▸ **Short task**:
Find each line holding the word "index" and give the number of such lines, nothing else.

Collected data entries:
§

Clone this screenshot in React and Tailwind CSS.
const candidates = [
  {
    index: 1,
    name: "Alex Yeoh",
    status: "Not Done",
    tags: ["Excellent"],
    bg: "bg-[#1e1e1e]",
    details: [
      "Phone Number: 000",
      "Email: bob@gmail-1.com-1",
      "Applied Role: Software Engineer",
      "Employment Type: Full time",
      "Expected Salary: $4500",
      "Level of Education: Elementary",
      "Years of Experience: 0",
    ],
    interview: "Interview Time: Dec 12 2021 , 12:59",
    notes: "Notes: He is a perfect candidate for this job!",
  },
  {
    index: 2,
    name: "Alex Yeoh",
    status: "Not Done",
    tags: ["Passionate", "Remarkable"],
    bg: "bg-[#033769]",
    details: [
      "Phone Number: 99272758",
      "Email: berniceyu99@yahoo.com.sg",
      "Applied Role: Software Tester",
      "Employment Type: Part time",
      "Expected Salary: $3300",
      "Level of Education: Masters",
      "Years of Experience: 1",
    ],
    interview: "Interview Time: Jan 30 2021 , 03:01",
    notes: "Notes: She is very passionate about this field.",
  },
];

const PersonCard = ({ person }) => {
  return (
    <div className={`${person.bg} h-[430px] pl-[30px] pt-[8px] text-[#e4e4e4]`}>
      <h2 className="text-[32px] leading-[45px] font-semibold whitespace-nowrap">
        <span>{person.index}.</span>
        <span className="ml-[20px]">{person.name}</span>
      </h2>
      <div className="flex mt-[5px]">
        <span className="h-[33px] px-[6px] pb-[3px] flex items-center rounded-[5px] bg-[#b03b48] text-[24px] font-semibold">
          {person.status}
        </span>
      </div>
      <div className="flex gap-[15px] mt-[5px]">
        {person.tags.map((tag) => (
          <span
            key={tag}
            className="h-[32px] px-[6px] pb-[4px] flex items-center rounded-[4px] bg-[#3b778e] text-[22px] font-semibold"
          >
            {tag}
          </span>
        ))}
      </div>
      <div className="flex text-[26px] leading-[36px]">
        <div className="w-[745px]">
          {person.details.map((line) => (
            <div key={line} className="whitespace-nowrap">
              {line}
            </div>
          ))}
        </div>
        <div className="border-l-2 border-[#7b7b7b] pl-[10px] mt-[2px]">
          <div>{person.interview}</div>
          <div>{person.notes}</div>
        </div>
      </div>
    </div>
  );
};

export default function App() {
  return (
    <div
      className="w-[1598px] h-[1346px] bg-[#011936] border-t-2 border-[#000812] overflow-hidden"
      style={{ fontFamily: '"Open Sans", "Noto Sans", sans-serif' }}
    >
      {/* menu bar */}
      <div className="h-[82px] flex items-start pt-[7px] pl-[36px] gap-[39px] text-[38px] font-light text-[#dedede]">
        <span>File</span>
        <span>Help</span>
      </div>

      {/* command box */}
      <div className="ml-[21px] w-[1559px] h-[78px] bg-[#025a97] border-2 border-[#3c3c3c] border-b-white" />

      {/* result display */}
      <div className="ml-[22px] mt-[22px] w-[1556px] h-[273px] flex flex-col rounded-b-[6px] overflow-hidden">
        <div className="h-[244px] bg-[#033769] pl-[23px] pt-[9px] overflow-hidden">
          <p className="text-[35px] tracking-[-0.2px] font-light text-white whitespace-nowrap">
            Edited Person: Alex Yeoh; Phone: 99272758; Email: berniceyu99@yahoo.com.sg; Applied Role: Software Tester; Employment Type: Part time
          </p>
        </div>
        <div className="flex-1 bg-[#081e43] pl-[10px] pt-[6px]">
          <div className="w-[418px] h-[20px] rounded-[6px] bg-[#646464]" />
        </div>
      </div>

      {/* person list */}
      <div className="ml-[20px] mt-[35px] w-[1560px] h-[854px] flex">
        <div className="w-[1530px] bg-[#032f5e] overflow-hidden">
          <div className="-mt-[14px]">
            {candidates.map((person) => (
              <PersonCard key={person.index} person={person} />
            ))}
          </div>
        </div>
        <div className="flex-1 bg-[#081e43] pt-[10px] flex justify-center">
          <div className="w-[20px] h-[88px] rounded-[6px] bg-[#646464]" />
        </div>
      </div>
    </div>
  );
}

§

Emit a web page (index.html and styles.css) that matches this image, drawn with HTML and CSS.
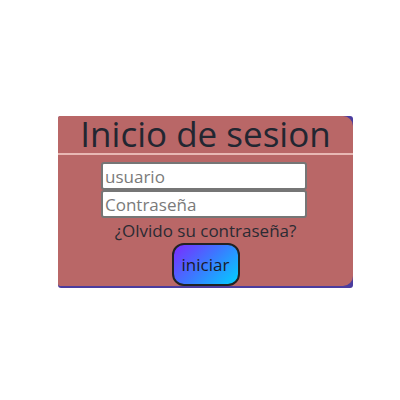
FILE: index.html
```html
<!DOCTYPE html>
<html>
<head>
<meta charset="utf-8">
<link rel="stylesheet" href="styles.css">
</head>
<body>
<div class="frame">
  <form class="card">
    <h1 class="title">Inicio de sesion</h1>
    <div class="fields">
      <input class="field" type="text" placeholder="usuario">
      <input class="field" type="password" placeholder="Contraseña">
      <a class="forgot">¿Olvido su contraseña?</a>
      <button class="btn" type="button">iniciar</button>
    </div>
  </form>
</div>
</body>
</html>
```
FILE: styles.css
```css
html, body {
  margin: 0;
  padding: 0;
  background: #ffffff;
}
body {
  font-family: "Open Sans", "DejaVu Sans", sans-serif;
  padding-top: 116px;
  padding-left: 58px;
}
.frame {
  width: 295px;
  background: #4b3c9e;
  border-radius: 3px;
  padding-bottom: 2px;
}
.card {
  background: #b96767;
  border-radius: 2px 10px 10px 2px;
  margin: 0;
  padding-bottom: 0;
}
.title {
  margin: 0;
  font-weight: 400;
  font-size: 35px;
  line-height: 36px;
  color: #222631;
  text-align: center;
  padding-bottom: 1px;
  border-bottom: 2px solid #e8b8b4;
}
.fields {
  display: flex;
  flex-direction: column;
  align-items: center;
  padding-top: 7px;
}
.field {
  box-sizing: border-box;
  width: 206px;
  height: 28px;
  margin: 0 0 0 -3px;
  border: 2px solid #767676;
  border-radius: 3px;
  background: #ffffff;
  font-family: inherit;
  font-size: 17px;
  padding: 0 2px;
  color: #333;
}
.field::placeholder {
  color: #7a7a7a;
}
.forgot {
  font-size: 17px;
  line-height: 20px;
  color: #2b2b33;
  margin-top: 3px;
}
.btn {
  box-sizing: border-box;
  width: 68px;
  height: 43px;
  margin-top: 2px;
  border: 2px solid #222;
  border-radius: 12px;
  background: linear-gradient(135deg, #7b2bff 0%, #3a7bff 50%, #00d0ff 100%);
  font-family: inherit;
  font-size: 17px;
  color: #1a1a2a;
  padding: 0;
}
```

§

▸ **Answer in full**:
6